THE PROBLEM
Leaving out the pictures, retype the lines from the beginning of the listing through the line containing "const tabs = ['Interfaces', 'Zones', 'WAN".

--- Start RAW DATA ---

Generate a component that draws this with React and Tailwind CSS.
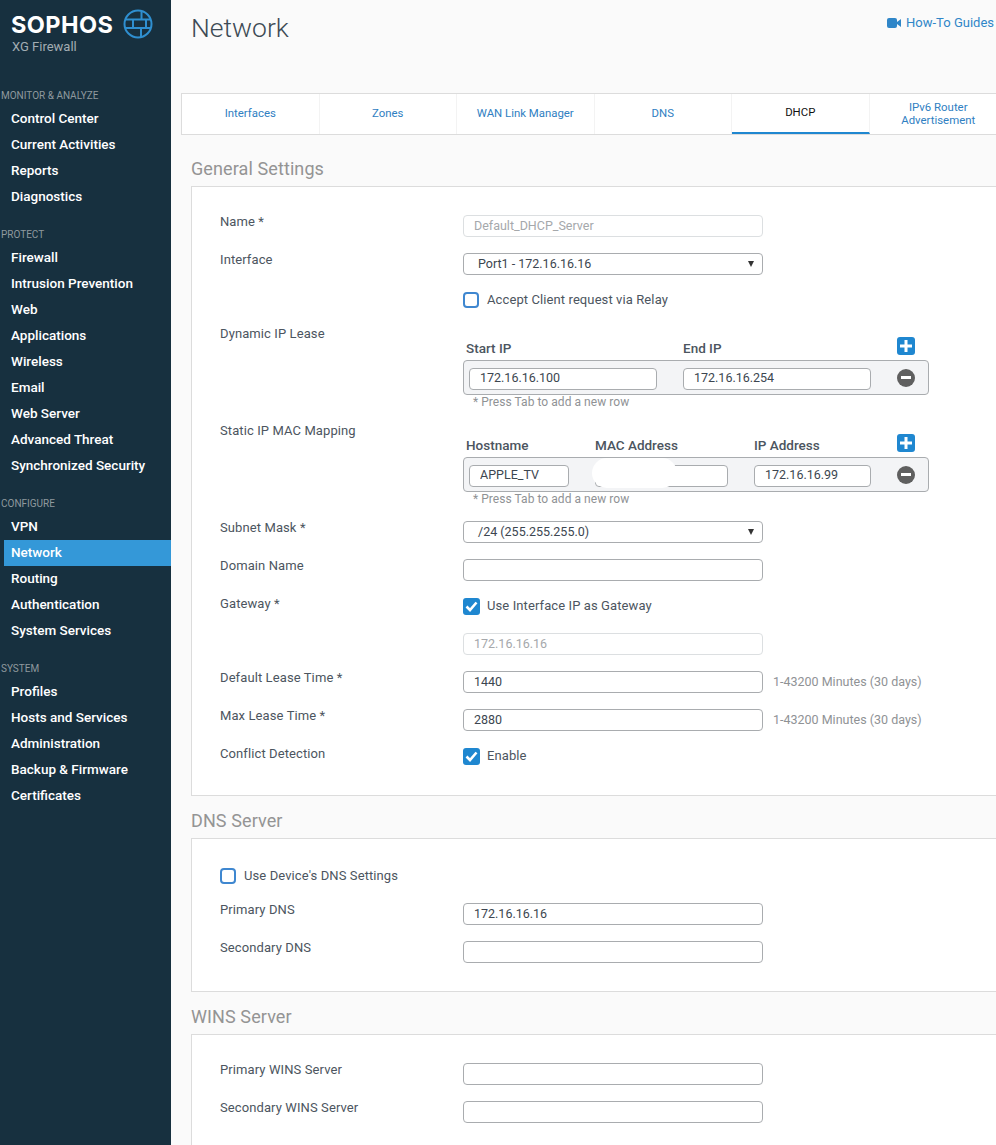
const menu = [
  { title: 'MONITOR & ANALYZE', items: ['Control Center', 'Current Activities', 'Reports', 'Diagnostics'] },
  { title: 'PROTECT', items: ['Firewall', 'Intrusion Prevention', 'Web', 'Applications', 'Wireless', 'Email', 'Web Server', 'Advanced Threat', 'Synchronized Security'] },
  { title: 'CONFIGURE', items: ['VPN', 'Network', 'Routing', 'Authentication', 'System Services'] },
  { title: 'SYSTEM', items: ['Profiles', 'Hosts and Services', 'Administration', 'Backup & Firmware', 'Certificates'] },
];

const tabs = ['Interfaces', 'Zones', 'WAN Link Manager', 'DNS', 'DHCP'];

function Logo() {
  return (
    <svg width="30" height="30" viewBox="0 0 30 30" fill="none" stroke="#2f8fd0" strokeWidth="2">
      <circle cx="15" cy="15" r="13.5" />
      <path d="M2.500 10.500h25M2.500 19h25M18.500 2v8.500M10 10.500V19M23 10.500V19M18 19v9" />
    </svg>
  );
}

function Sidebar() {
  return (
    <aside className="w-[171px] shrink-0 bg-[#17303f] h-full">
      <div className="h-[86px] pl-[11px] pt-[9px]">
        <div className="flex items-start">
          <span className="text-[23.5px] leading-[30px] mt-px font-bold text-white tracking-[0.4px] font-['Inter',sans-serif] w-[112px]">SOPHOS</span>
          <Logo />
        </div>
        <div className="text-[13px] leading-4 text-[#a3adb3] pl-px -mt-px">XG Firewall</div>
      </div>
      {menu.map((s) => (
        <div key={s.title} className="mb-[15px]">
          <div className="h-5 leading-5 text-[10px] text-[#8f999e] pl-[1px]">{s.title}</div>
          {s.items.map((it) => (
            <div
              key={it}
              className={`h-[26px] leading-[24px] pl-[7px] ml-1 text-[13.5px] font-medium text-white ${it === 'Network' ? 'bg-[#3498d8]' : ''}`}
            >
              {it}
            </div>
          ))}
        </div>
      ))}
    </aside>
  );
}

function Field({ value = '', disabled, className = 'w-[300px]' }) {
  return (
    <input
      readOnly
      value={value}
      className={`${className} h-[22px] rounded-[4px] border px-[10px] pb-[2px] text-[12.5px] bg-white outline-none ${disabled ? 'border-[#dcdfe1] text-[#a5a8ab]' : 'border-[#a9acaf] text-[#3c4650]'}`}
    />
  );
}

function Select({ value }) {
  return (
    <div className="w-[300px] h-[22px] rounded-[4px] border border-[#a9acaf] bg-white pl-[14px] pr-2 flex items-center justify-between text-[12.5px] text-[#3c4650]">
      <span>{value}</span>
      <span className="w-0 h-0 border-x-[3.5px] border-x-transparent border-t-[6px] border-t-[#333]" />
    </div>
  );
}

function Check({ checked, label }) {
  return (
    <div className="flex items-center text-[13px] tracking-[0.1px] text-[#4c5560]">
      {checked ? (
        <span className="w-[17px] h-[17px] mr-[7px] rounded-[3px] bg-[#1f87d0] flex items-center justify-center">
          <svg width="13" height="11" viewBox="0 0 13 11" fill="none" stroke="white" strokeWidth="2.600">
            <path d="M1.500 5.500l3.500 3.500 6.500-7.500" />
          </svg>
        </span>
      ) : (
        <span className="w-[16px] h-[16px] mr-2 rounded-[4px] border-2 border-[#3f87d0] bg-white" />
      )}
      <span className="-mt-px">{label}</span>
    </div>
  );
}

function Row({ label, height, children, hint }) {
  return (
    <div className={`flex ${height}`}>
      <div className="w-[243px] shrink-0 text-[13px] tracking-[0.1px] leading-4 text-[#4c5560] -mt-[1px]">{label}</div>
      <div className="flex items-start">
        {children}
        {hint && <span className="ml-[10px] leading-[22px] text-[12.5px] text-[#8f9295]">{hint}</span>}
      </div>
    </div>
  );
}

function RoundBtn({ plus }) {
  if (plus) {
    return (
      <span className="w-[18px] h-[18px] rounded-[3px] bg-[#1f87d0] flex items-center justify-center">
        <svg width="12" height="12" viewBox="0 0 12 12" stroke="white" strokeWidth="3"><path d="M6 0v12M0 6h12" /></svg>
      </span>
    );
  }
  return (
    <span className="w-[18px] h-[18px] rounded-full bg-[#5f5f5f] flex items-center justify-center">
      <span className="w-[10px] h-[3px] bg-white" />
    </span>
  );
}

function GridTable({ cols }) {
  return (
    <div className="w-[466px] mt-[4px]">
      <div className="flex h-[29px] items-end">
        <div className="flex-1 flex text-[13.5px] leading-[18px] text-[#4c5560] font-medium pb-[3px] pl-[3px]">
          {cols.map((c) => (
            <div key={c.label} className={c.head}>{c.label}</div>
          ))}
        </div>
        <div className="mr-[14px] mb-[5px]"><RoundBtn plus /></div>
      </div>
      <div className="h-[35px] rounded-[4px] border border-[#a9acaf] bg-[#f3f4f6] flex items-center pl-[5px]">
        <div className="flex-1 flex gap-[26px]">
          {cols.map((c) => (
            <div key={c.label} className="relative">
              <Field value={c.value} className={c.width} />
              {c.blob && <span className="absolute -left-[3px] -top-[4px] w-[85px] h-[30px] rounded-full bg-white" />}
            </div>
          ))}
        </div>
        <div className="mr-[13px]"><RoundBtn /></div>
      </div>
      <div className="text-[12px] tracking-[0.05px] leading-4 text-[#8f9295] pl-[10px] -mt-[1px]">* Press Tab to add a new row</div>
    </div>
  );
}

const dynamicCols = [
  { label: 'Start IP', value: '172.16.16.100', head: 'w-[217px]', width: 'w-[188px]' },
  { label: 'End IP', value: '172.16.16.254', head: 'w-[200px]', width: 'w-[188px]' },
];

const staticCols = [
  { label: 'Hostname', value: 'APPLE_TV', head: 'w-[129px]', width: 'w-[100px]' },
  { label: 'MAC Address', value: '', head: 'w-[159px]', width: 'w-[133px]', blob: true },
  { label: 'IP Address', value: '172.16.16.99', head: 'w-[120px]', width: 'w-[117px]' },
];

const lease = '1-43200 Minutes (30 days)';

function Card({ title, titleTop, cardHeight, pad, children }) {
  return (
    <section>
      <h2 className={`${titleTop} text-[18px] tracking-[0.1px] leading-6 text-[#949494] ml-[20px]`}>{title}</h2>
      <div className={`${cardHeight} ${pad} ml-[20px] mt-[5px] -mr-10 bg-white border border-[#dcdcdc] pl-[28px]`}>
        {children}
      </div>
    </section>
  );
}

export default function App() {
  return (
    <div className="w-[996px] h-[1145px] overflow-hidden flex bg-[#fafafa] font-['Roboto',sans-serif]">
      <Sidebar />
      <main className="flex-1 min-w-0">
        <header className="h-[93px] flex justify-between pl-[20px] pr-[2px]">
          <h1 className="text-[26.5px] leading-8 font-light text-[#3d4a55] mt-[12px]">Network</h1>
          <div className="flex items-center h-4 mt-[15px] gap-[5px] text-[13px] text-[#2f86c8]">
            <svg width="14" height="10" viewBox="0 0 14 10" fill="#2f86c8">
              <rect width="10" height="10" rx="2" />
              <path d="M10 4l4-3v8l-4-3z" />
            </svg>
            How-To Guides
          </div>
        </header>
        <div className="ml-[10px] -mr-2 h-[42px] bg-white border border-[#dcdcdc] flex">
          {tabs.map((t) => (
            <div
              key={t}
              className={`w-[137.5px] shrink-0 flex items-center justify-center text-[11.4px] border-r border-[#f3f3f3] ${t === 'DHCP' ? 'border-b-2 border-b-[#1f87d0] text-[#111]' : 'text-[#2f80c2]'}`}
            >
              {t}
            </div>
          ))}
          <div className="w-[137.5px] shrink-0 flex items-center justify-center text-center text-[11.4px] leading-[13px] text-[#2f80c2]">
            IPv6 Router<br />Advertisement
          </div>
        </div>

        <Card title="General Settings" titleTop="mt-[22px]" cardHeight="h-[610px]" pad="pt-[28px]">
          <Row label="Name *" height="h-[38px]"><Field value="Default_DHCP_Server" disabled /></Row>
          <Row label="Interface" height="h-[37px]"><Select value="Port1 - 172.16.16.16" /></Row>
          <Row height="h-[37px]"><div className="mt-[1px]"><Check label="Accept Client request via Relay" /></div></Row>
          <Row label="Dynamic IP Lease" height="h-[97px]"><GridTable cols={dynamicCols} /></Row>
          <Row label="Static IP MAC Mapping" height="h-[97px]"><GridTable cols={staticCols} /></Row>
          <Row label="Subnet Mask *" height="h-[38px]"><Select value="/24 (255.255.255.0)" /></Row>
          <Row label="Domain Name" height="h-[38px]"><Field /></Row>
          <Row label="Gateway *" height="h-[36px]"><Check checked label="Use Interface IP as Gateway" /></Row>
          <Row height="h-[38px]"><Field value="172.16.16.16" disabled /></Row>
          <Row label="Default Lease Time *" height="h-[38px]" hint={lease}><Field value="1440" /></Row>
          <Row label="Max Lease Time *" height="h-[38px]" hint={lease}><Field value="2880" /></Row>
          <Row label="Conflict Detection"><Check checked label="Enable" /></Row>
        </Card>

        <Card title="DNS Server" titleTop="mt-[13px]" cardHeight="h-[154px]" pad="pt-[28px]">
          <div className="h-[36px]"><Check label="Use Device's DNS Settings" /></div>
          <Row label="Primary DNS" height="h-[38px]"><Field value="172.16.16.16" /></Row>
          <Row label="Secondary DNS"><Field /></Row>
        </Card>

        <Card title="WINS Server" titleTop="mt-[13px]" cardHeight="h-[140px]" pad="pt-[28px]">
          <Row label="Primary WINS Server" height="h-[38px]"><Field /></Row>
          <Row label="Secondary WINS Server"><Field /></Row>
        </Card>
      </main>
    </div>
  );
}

--- End RAW DATA ---

FULL SOLUTION
Generate a component that draws this with React and Tailwind CSS.
const menu = [
  { title: 'MONITOR & ANALYZE', items: ['Control Center', 'Current Activities', 'Reports', 'Diagnostics'] },
  { title: 'PROTECT', items: ['Firewall', 'Intrusion Prevention', 'Web', 'Applications', 'Wireless', 'Email', 'Web Server', 'Advanced Threat', 'Synchronized Security'] },
  { title: 'CONFIGURE', items: ['VPN', 'Network', 'Routing', 'Authentication', 'System Services'] },
  { title: 'SYSTEM', items: ['Profiles', 'Hosts and Services', 'Administration', 'Backup & Firmware', 'Certificates'] },
];

const tabs = ['Interfaces', 'Zones', 'WAN Link Manager', 'DNS', 'DHCP'];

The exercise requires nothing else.